* Work instructions: Search the material below for the string "page" and list each line that holds it.
--- start ---
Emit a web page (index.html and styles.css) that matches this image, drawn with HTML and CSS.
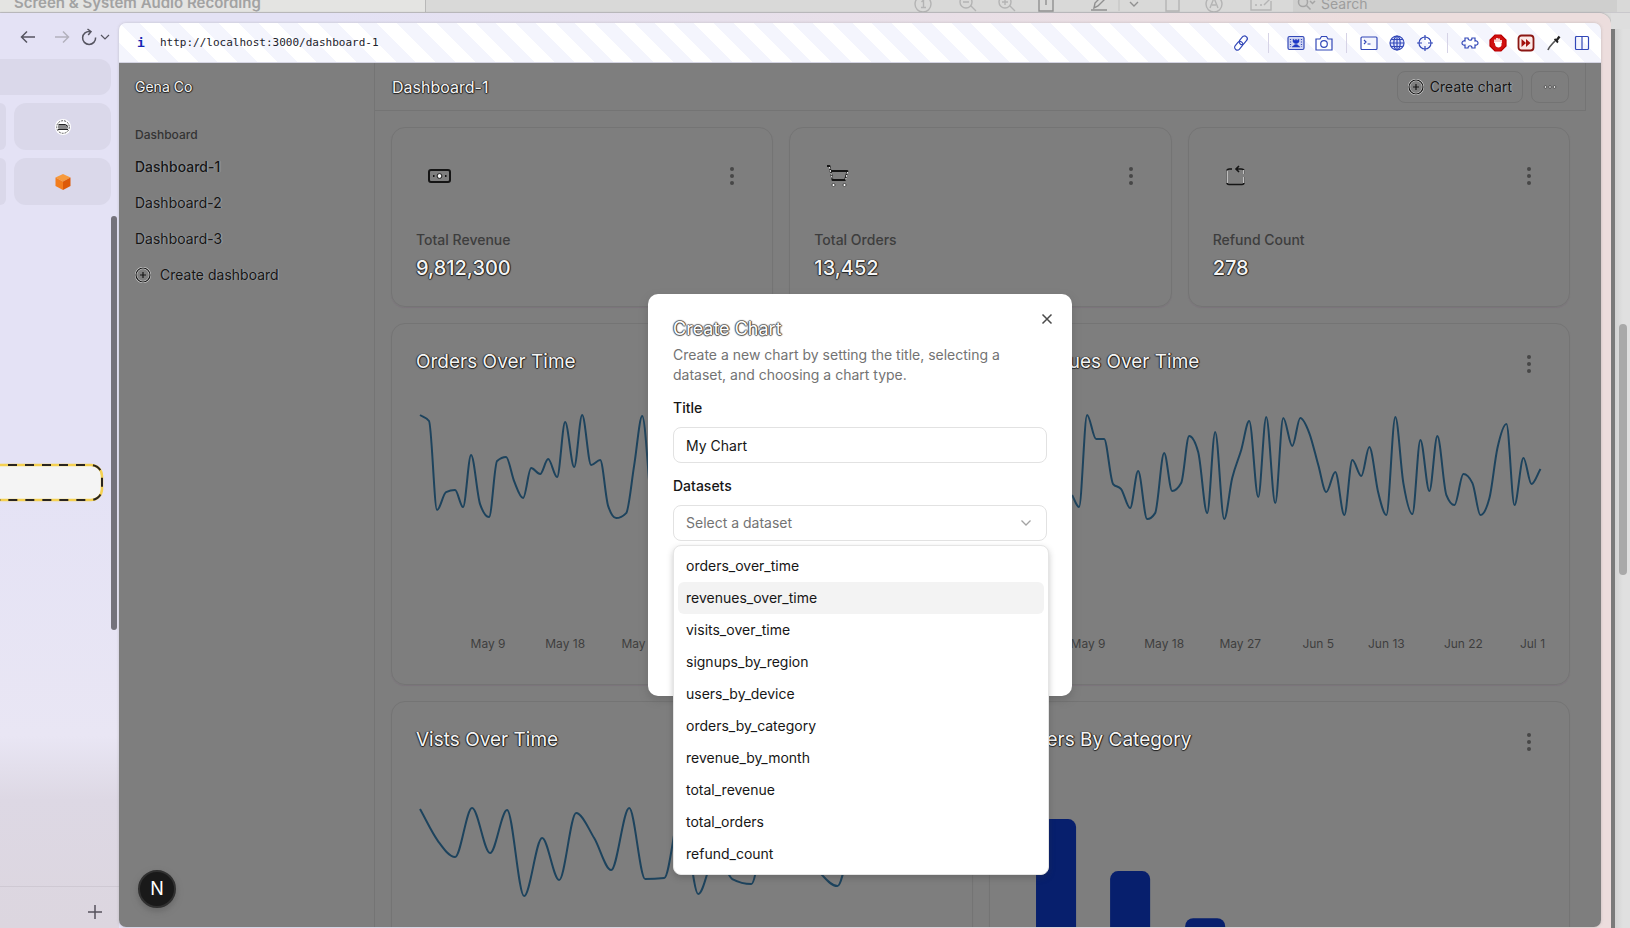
FILE: index.html
```html
<!DOCTYPE html>
<html lang="en">
<head>
<meta charset="utf-8">
<title>Dashboard-1</title>
<link rel="stylesheet" href="styles.css">
</head>
<body>
<div class="desktop">
  <div class="viewer">
    <div class="viewer-title">Screen &amp; System Audio Recording</div>
    <svg class="viewer-tools" width="362" height="22" viewBox="0 0 362 22" fill="none" stroke="#b4b4b4" stroke-width="1.4">
      <circle cx="10" cy="12" r="8"/><path d="M8.500 10l2-2v7M8 15.500h5"/>
      <circle cx="53" cy="10" r="6"/><path d="M58 14l5 5M50 10h6"/>
      <circle cx="92" cy="10" r="6"/><path d="M97 14l5 5M89 10h6M92 7v6"/>
      <g stroke="#909090"><path d="M129 6h-3v13h14v-13h-3M133 13V2"/><path d="M178 18h16M181 16l1-5 8-8 3 3-8 8z"/><path d="M217 10l4 4 4-4"/></g>
      <path d="M206 2v17" stroke="#c8c8c8"/>
      <path d="M253 3h13v16h-13z"/>
      <circle cx="301" cy="12" r="8"/><path d="M297 16l4-10 4 10M299 13h4"/>
      <path d="M358 9v9h-20V6h14M342 13h2M347 13h2M351 13l8-8"/>
    </svg>
    <div class="viewer-search">
      <svg width="20" height="16" viewBox="0 0 20 16" fill="none" stroke="#a5a5a5" stroke-width="1.500"><circle cx="6" cy="7" r="4.500"/><path d="M9.500 10.500l4 4M13 6l2.500 2.500L18 6"/></svg>
      <span>Search</span>
    </div>
  </div>

  <div class="stage">
    <div class="browser">
      <aside class="tabs">
        <div class="tabs-nav">
          <button aria-label="Back"><svg width="16" height="16" viewBox="0 0 16 16" fill="none" stroke="#555460" stroke-width="1.500"><path d="M15 8H1.500M7 2.500L1.500 8 7 13.500"/></svg></button>
          <button aria-label="Forward"><svg width="16" height="16" viewBox="0 0 16 16" fill="none" stroke="#b3b1bd" stroke-width="1.500"><path d="M1 8h13.500M9 2.500L14.500 8 9 13.500"/></svg></button>
          <button aria-label="Reload"><svg width="30" height="18" viewBox="0 0 30 18" fill="none" stroke="#555460" stroke-width="1.500"><path d="M9 3.500a6.500 6.500 0 1 0 5.600 6M6.500 1l3.500 2.700-2.800 3.300"/><path d="M20 7l4 4 4-4" stroke-width="1.200"/></svg></button>
        </div>
        <div class="tile tile-address"></div>
        <div class="tile-row">
          <div class="tile tile-cut"></div>
          <div class="tile"><svg width="16" height="16" viewBox="0 0 16 16"><circle cx="8" cy="8" r="8" fill="#fff"/><circle cx="8" cy="8" r="6.300" fill="none" stroke="#333" stroke-width=".8" stroke-dasharray="2 1"/><rect x="3" y="5.500" width="10" height="4.500" rx="1.500" fill="#888"/><path d="M3.500 5.500h7l2 2M3 10.500h10" stroke="#222" fill="none"/></svg></div>
        </div>
        <div class="tile-row">
          <div class="tile tile-cut"></div>
          <div class="tile"><svg width="16" height="18" viewBox="0 0 16 18"><path d="M8 1l7.500 3.500L8 8.500.500 4.500z" fill="#f79a3c"/><path d="M.500 4.500L8 8.500V17L.500 13z" fill="#f27d1e"/><path d="M15.500 4.500L8 8.500V17l7.500-4z" fill="#dd5a08"/></svg></div>
        </div>
        <div class="tabs-list">
          <div class="tabs-items"><svg class="drop-target" width="106" height="42" viewBox="0 0 106 42" fill="none"><rect x="-20" y="3" width="122" height="35" rx="11" fill="#f4f4f4" stroke="#f5d152" stroke-width="2.500"/><rect x="-20" y="3" width="122" height="35" rx="11" stroke="#2a251f" stroke-width="2" stroke-dasharray="9 8"/></svg></div>
          <div class="tabs-thumb"></div>
        </div>
        <div class="tabs-foot"><button aria-label="New tab"><svg width="16" height="16" viewBox="0 0 16 16" stroke="#55525c" stroke-width="1.500"><path d="M8 1v14M1 8h14"/></svg></button></div>
      </aside>

      <div class="panel">
        <div class="urlbar">
          <b class="info">i</b>
          <span class="url">http://localhost:3000/dashboard-1</span>
          <div class="tools tools-link">
            <button aria-label="Copy link"><svg viewBox="0 0 18 18"><rect x="8.500" y="1.500" width="5.500" height="9.500" rx="2.700" transform="rotate(40 11.200 6.200)"/><rect x="4" y="7" width="5.500" height="9.500" rx="2.700" transform="rotate(40 6.700 11.700)"/></svg></button>
          </div>
          <div class="tools">
            <button aria-label="Picture"><svg viewBox="0 0 18 18"><rect x="1" y="2.500" width="16" height="13" rx="1.500" fill="#cfd4f2"/><path d="M5 13l3-2.500h2L13 13zM6 5l2 1.500L9 5l1 1.500L12 5v3l-2 1.500H8L6 8z" fill="#1d36c8" stroke-width=".5"/><path d="M3.500 5v8M14.500 5v8" stroke-dasharray="1 1.500"/></svg></button>
            <button aria-label="Camera"><svg viewBox="0 0 18 18"><path d="M1 5h4l1.500-2.500h5L13 5h4v11H1z"/><circle cx="9" cy="10" r="3.300"/></svg></button>
          </div>
          <div class="tools">
            <button aria-label="Console"><svg viewBox="0 0 18 18"><rect x="1" y="3" width="16" height="12.500" rx="1"/><path d="M4 6l2 2-2 2M7.500 10h3"/></svg></button>
            <button aria-label="Network"><svg viewBox="0 0 18 18"><circle cx="9" cy="9" r="7" fill="#dfe4fd"/><ellipse cx="9" cy="9" rx="3.200" ry="7"/><path d="M2 9h14M3 5.500h12M3 12.500h12M9 2v14"/></svg></button>
            <button aria-label="Inspect"><svg viewBox="0 0 18 18"><circle cx="9" cy="9" r="6"/><path d="M9 1v5M9 12v5M1 9h5M12 9h5"/></svg></button>
          </div>
          <div class="tools">
            <button aria-label="Extensions"><svg viewBox="0 0 18 18"><path d="M4 4h3c0 3 4 3 4 0h3v3c4-1 4 5 0 4v3h-3c0-3-4-3-4 0H4v-3c-4 1-4-5 0-4z"/></svg></button>
            <button aria-label="Blocker"><svg viewBox="0 0 18 18"><path d="M6 1h6l5 5v6l-5 5H6l-5-5V6z" fill="#d01010" stroke="#b00"/><path d="M6 9V5.500M8 8V4M10 8V4.500M12 9V6" stroke="#fff" stroke-width="1.600"/><path d="M5.500 8h7v3c0 3-5 3-6 1z" fill="#fff" stroke="none"/></svg></button>
            <button aria-label="Speed"><svg viewBox="0 0 18 18"><rect x="1.500" y="1.500" width="15" height="15" rx="3" fill="#fbe9e7" stroke="#8c1713" stroke-width="1.800"/><path d="M4.500 5l4.500 4-4.500 4zM9 5l4.500 4L9 13z" fill="#a3120e" stroke="none"/></svg></button>
            <button aria-label="Color picker"><svg viewBox="0 0 18 18"><path d="M3 16c1-3 4-6 7-9" stroke="#555" stroke-width="1.700"/><path d="M9.500 5l3.500 3.500" stroke="#222" stroke-width="1.800"/><path d="M11.500 6.500l3-4" stroke="#222" stroke-width="2.400"/></svg></button>
            <button aria-label="Split view"><svg viewBox="0 0 18 18"><rect x="2.500" y="2.500" width="13" height="13" rx="1"/><path d="M9 2.500v13"/></svg></button>
          </div>
        </div>

        <div class="page">
          <nav class="sidebar">
            <div class="brand halo">Gena Co</div>
            <div class="nav-list">
              <div class="nav-head">Dashboard</div>
              <a class="nav-item active" href="#d1">Dashboard-1</a>
              <a class="nav-item" href="#d2">Dashboard-2</a>
              <a class="nav-item" href="#d3">Dashboard-3</a>
              <button class="nav-item"><svg class="plus" viewBox="0 0 16 16"><circle class="glow" cx="8" cy="8" r="7"/><circle cx="8" cy="8" r="7"/><path d="M8 5v6M5 8h6"/></svg>Create dashboard</button>
            </div>
          </nav>

          <main class="main">
            <header class="topbar">
              <h1 class="halo">Dashboard-1</h1>
              <button class="outline"><svg class="plus" viewBox="0 0 16 16"><circle class="glow" cx="8" cy="8" r="7"/><circle cx="8" cy="8" r="7"/><path d="M8 5v6M5 8h6"/></svg>Create chart</button>
              <button class="outline outline-icon" aria-label="More"><svg width="16" height="16" viewBox="0 0 16 16" fill="#eee" stroke="#222" stroke-width=".6"><circle cx="3.500" cy="8" r="1.300"/><circle cx="8" cy="8" r="1.300"/><circle cx="12.500" cy="8" r="1.300"/></svg></button>
            </header>
            <div class="board">
              <div class="stats">
                <section class="card">
                  <div class="card-top">
                    <span class="card-icon"><svg width="24" height="24" viewBox="0 0 24 24" fill="none" stroke="#151515" stroke-width="2"><rect x="1" y="6" width="21" height="12" rx="2"/><circle cx="11.500" cy="12" r="2.400" fill="#fff" stroke-width="1"/><path d="M5 12h1.500M17 12h1.500"/></svg></span>
                    <button class="dots" aria-label="Options"><i></i><i></i><i></i></button>
                  </div>
                  <h2 class="stat-label">Total Revenue</h2><p class="stat-value halo">9,812,300</p>
                </section>
                <section class="card">
                  <div class="card-top">
                    <span class="card-icon"><svg width="24" height="24" viewBox="0 0 24 24" fill="none" stroke="#151515" stroke-width="1.800"><path d="M1 2h2.500L6.500 16H19l2.500-9H5" stroke-linejoin="round"/><path d="M3.500 3l2.800 12M21.500 8l-1.800 7.500" stroke="#fff" stroke-width="1" stroke-dasharray="2 1"/><circle cx="7.500" cy="21" r="1.500" fill="#fff" stroke-width=".6"/><circle cx="18.500" cy="21" r="1.500" fill="#fff" stroke-width=".6"/></svg></span>
                    <button class="dots" aria-label="Options"><i></i><i></i><i></i></button>
                  </div>
                  <h2 class="stat-label">Total Orders</h2><p class="stat-value halo">13,452</p>
                </section>
                <section class="card">
                  <div class="card-top">
                    <span class="card-icon"><svg width="24" height="24" viewBox="0 0 24 24" fill="none" stroke="#151515" stroke-width="1.600"><path d="M7 5H4.500Q2 5 2 7v11.500Q2 20.500 4 20.500h13q2 0 2-2V13M19 10V7q0-2-3-2h-4M14 2l-3 3 3 3"/><path d="M2.200 6.500v12.500M18.800 13v6M18.800 6v4" stroke="#fff" stroke-width="1"/></svg></span>
                    <button class="dots" aria-label="Options"><i></i><i></i><i></i></button>
                  </div>
                  <h2 class="stat-label">Refund Count</h2><p class="stat-value halo">278</p>
                </section>
              </div>
              <div class="charts">
                <section class="card">
                  <div class="chart-top"><h2 class="halo">Orders Over Time</h2><button class="dots" aria-label="Options"><i></i><i></i><i></i></button></div>
                  <svg class="chart" viewBox="0 0 531 260" data-series="orders"><path class="line"/><text x="72" y="248">May 9</text><text x="149" y="248">May 18</text><text x="226" y="248">May 27</text></svg>
                </section>
                <section class="card">
                  <div class="chart-top"><h2 class="halo">Revenues Over Time</h2><button class="dots" aria-label="Options"><i></i><i></i><i></i></button></div>
                  <svg class="chart" viewBox="0 0 531 260" data-series="revenues"><path class="line"/><text x="74" y="248">May 9</text><text x="150" y="248">May 18</text><text x="226" y="248">May 27</text><text x="304" y="248">Jun 5</text><text x="372" y="248">Jun 13</text><text x="449" y="248">Jun 22</text><text x="518" y="248">Jul 1</text></svg>
                </section>
                <section class="card">
                  <div class="chart-top"><h2 class="halo">Vists Over Time</h2><button class="dots" aria-label="Options"><i></i><i></i><i></i></button></div>
                  <svg class="chart" viewBox="0 0 531 260" data-series="visits"><path class="line"/></svg>
                </section>
                <section class="card">
                  <div class="chart-top"><h2 class="halo">Orders By Category</h2><button class="dots" aria-label="Options"><i></i><i></i><i></i></button></div>
                  <svg class="chart" viewBox="0 0 531 260"><g fill="#071f6d"><rect x="22" y="41" width="40" height="180" rx="8"/><rect x="96" y="93" width="40" height="128" rx="8"/><rect x="171" y="140" width="40" height="81" rx="8"/></g></svg>
                </section>
              </div>
            </div>
          </main>

          <div class="dev-badge">N</div>

          <div class="overlay">
            <form class="dialog" role="dialog" aria-labelledby="dlg-title">
              <button type="button" class="close" aria-label="Close"><svg width="16" height="16" viewBox="0 0 16 16" stroke="#4a4a4a" stroke-width="1.500"><path d="M3.500 3.500l9 9M12.500 3.500l-9 9"/></svg></button>
              <h2 id="dlg-title">Create Chart</h2>
              <p class="dialog-text">Create a new chart by setting the title, selecting a dataset, and choosing a chart type.</p>
              <label for="title">Title</label>
              <input id="title" class="field" type="text" value="My Chart">
              <label for="dataset">Datasets</label>
              <div class="select">
                <button type="button" id="dataset" class="field" aria-haspopup="listbox" aria-expanded="true"><span>Select a dataset</span><svg width="16" height="16" viewBox="0 0 16 16" fill="none" stroke="#a3a3a3" stroke-width="1.300"><path d="M3.500 5.500L8 10l4.500-4.500"/></svg></button>
                <ul class="options" role="listbox">
                  <li role="option">orders_over_time</li>
                  <li role="option" class="hover">revenues_over_time</li>
                  <li role="option">visits_over_time</li>
                  <li role="option">signups_by_region</li>
                  <li role="option">users_by_device</li>
                  <li role="option">orders_by_category</li>
                  <li role="option">revenue_by_month</li>
                  <li role="option">total_revenue</li>
                  <li role="option">total_orders</li>
                  <li role="option">refund_count</li>
                </ul>
              </div>
            </form>
          </div>
        </div>
      </div>
    </div>
    <div class="viewer-edge"><div class="viewer-thumb"></div></div>
  </div>
</div>
<script src="charts.js"></script>
</body>
</html>
```
FILE: styles.css
```css
* { box-sizing: border-box; }
body { margin: 0; font-family: Inter, "Liberation Sans", sans-serif; font-size: 14px; line-height: 20px; }
h1, h2, p, ul { margin: 0; padding: 0; font-weight: 400; }
button { font: inherit; border: 0; background: none; padding: 0; color: inherit; text-align: left; }
svg { display: block; flex: none; }

.desktop { height: 100vh; display: flex; flex-direction: column; overflow: hidden; background: #dcdcdb; }

/* Window behind */
.viewer { height: 13px; flex: none; display: flex; align-items: flex-end; overflow: hidden; background: #d9d9d8; border-bottom: 1px solid #c9c8cc; }
.viewer-title { width: 426px; height: 24px; flex: none; padding-left: 14px; border-right: 1px solid #b8b8b8; background: #e4e4e2; color: #a2a2a2; font-size: 15px; font-weight: 600; line-height: 30px; white-space: nowrap; }
.viewer-tools { margin-left: auto; margin-right: 18px; margin-bottom: -2px; }
.viewer-search { width: 324px; height: 24px; flex: none; display: flex; align-items: flex-start; gap: 4px; padding: 7px 4px 0; margin-right: 13px; background: #cfcfce; color: #9d9d9d; line-height: 18px; }

.stage { flex: 1; min-height: 0; display: flex; }
.viewer-edge { width: 19px; flex: none; padding: 295px 3px 0 8px; border-top: 16px solid #dedede; background: linear-gradient(90deg, #7a7a7a 4px, #d2d2d2 4px, #e0e0e0 12px); background-clip: padding-box; }
.viewer-thumb { height: 251px; border-radius: 4px; background: #a9a9a9; }

/* Browser window */
.browser { flex: 1; min-width: 0; display: flex; padding: 10px 10px 1px 0; border-radius: 0 12px 0 0; background: linear-gradient(90deg, #e4e2f5 20%, #ecdddd 85%); box-shadow: 0 0 2px #888; }
.tabs { width: 119px; flex: none; display: flex; flex-direction: column; gap: 8px; margin-top: -10px; margin-bottom: -1px; padding-top: 10px; background: linear-gradient(#e4e2f5 50%, #e9e6f4 79%, #ddd8e4 86%, #dcd6df); }
.tabs-nav { height: 28px; display: flex; align-items: center; gap: 18px; padding-left: 20px; }
.tabs-nav button + button + button { margin-left: -7px; }
.tile { height: 47px; flex: 1; display: flex; align-items: center; justify-content: center; border-radius: 12px; background: #dad8ea; }
.tile-address { height: 36px; flex: none; margin-right: 8px; border-radius: 0 12px 12px 0; }
.tile-row { display: flex; gap: 8px; margin-right: 8px; }
.tile-cut { flex: none; width: 6px; border-radius: 0 12px 12px 0; }
.tabs-list { flex: 1; min-height: 0; display: flex; justify-content: space-between; padding: 3px 2px 0 0; }
.tabs-items { padding-top: 246px; }
.tabs-thumb { width: 6px; height: 414px; border-radius: 3px; background: #74727b; }
.tabs-foot { height: 42px; display: flex; align-items: center; justify-content: flex-end; padding: 8px 16px 0 0; border-top: 1px solid #cfc9d3; }

.panel { flex: 1; min-width: 0; display: flex; flex-direction: column; border-radius: 7px; overflow: hidden; box-shadow: 0 0 3px #8886; }
.urlbar { height: 40px; flex: none; display: flex; align-items: center; padding: 1px 5px 0 18px; background: repeating-linear-gradient(45deg, #f4f5fd 0 14px, #fff 14px 28px); border-bottom: 1px solid #d4d4e2; }
.info { width: 23px; color: #1626b4; font-family: "DejaVu Sans Mono", monospace; font-size: 13px; }
.url { margin-right: auto; color: #22222c; font-family: "DejaVu Sans Mono", monospace; font-size: 11px; }
.tools { display: flex; position: relative; margin-left: 17px; }
.tools + .tools::before { content: ""; position: absolute; left: -9px; top: 0; height: 20px; border-left: 1px solid #d6d3e6; }
.tools-link { margin-right: 10px; }
.tools-link + .tools::before { left: -14px; }
.tools button { width: 28px; height: 20px; display: flex; align-items: center; justify-content: center; }
.tools svg { width: 18px; height: 18px; fill: none; stroke: #3348b8; stroke-width: 1.2; }

/* Dashboard */
.page { flex: 1; min-height: 0; display: flex; position: relative; overflow: hidden; background: #7e7e7e; color: #131313; }
.halo { color: #f4f4f4; text-shadow: 1px 0 1px #111, 0 1px 1px #222, -1px 0 1px #333; }
.sidebar { width: 256px; flex: none; border-right: 1px solid #747474; }
.brand { height: 48px; padding-left: 16px; line-height: 48px; }
.nav-list { display: flex; flex-direction: column; gap: 4px; padding: 8px 16px; }
.nav-head { height: 32px; margin-bottom: -4px; color: #343434; font-size: 12px; font-weight: 500; line-height: 32px; }
.nav-item { height: 32px; display: flex; align-items: center; gap: 9px; color: #161616; text-decoration: none; text-shadow: 1px 0 1px #ccc8; }
.nav-item.active { font-weight: 500; }
.plus { width: 16px; height: 16px; fill: none; stroke: #161616; stroke-width: 1.2; }
.plus .glow { stroke: #ddd; stroke-width: 2.2; }

.main { flex: 1; min-width: 0; margin-right: 15px; }
.topbar { height: 48px; display: flex; align-items: center; gap: 8px; padding: 0 16px 0 17px; border-right: 1px solid #747474; border-bottom: 1px solid #747474; }
.topbar h1 { margin-right: auto; font-size: 16px; }
.outline { height: 32px; display: flex; align-items: center; gap: 6px; padding: 0 10px; border: 1px solid #737373; border-radius: 8px; text-shadow: 1px 0 1px #ddd8; }
.board { display: flex; flex-direction: column; gap: 16px; padding: 16px; }
.stats { display: grid; grid-template-columns: repeat(3, 1fr); gap: 16px; }
.charts { display: grid; grid-template-columns: repeat(2, 1fr); gap: 16px; }
.card { padding: 24px; border: 1px solid #747474; border-radius: 14px; box-shadow: 0 1px 1px #7676; }
.card-top { height: 48px; display: flex; align-items: center; justify-content: space-between; }
.card-icon { width: 48px; padding-left: 12px; }
.dots { width: 32px; height: 32px; display: flex; flex-direction: column; align-items: center; justify-content: center; gap: 3px; }
.dots i { width: 4px; height: 4px; border-radius: 50%; background: #474747; }
.stat-label { margin-top: 30px; color: #3d3d3d; font-size: 14px; font-weight: 500; }
.stat-value { margin-top: 4px; font-size: 20px; font-weight: 500; line-height: 28px; }
.chart-top { height: 32px; display: flex; align-items: flex-start; justify-content: space-between; margin-bottom: 20px; }
.chart-top h2 { font-size: 19px; line-height: 28px; }
.chart { width: 100%; height: auto; }
.chart .line { fill: none; stroke: #1d435d; stroke-width: 2; }
.chart text { fill: #3e3e3e; font-size: 12px; text-anchor: middle; }
.dev-badge { position: absolute; left: 19px; bottom: 19px; width: 38px; height: 38px; border: 2px solid #303030; border-radius: 50%; background: #191919; color: #fff; font-size: 18px; line-height: 34px; text-align: center; box-shadow: 0 3px 6px #5558; }

/* Dialog */
.overlay { position: absolute; inset: 0; display: flex; align-items: center; justify-content: center; }
.dialog { position: relative; width: 424px; min-height: 402px; display: flex; flex-direction: column; padding: 25px; border-radius: 10px; background: #fff; box-shadow: 0 4px 8px #5556; }
.close { position: absolute; top: 17px; right: 17px; }
.dialog h2 { color: #fff; font-size: 18px; line-height: 20px; text-shadow: 1px 0 1px #333, -1px 0 1px #555, 0 1px 1px #555, 0 -1px 1px #777; }
.dialog-text { margin: 6px 0 13px; color: #737373; }
.dialog label { height: 20px; color: #161616; font-weight: 500; margin-bottom: 9px; }
.field { width: 100%; height: 36px; display: flex; align-items: center; justify-content: space-between; padding: 0 12px; border: 1px solid #e2e2e2; border-radius: 8px; background: #fff; color: #161616; font: inherit; }
input.field { margin-bottom: 13px; }
button.field { color: #737373; }
.select { position: relative; }
.options { position: absolute; top: 40px; left: 0; right: -2px; padding: 4px; list-style: none; border: 1px solid #e5e5e5; border-radius: 8px; background: #fff; color: #161616; box-shadow: 0 3px 6px #3334; }
.options li { height: 32px; padding: 0 8px; border-radius: 6px; line-height: 32px; }
.options .hover { background: #f3f3f3; }
```
FILE: charts.js
```js
const series = {
  orders: [[4,15],[13,21],[21,110],[30,92],[39,90],[47,107],[55,55],[64,104],[73,117],[81,61],[90,57],[98,81],[107,98],[115,68],[124,74],[132,59],[141,77],[149,22],[158,67],[166,15],[175,65],[184,60],[192,106],[200,118],[210,113],[218,65],[226,16],[235,107]],
  revenues: [[58,95],[65,107],[73,15],[82,39],[90,39],[99,84],[107,89],[116,108],[124,71],[133,119],[141,113],[150,53],[158,91],[167,83],[175,36],[184,52],[193,113],[201,32],[210,119],[218,78],[227,50],[235,21],[244,97],[252,17],[261,103],[269,18],[278,46],[286,18],[295,33],[304,65],[312,92],[321,72],[330,115],[338,60],[347,76],[355,47],[364,93],[372,115],[381,17],[389,83],[398,114],[406,40],[415,91],[423,36],[432,95],[440,105],[449,74],[458,83],[466,115],[475,98],[483,48],[492,24],[500,105],[509,58],[517,84],[526,69]],
  visits: [[4,31],[22,63],[39,79],[56,30],[74,75],[91,32],[108,118],[126,60],[143,102],[160,35],[178,60],[195,92],[213,30],[229,101],[248,100],[265,30],[282,116],[300,75],[316,101],[335,106],[351,42],[369,60],[386,70],[403,94],[421,108],[436,52]]
};

// Monotone cubic interpolation through the points.
function curve(p) {
  const s = p.slice(1).map((q, i) => (q[1] - p[i][1]) / (q[0] - p[i][0]));
  const t = p.map((q, i) => {
    if (i === 0) return s[0];
    if (i === p.length - 1) return s[i - 1];
    const a = s[i - 1], b = s[i];
    if (a * b <= 0) return 0;
    return Math.sign(a) * Math.min(Math.abs(a), Math.abs(b), Math.abs(a + b) / 4) * 2;
  });
  let d = `M${p[0]}`;
  for (let i = 1; i < p.length; i++) {
    const [x0, y0] = p[i - 1], [x1, y1] = p[i], h = (x1 - x0) / 3;
    d += `C${x0 + h},${y0 + h * t[i - 1]} ${x1 - h},${y1 - h * t[i]} ${x1},${y1}`;
  }
  return d;
}

document.querySelectorAll("[data-series]").forEach(el => {
  el.querySelector(".line").setAttribute("d", curve(series[el.dataset.series]));
});
```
--- end ---
* Written answer:
Emit a web page (index.html and styles.css) that matches this image, drawn with HTML and CSS.
        <div class="page">
.page { flex: 1; min-height: 0; display: flex; position: relative; overflow: hidden; background: #7e7e7e; color: #131313; }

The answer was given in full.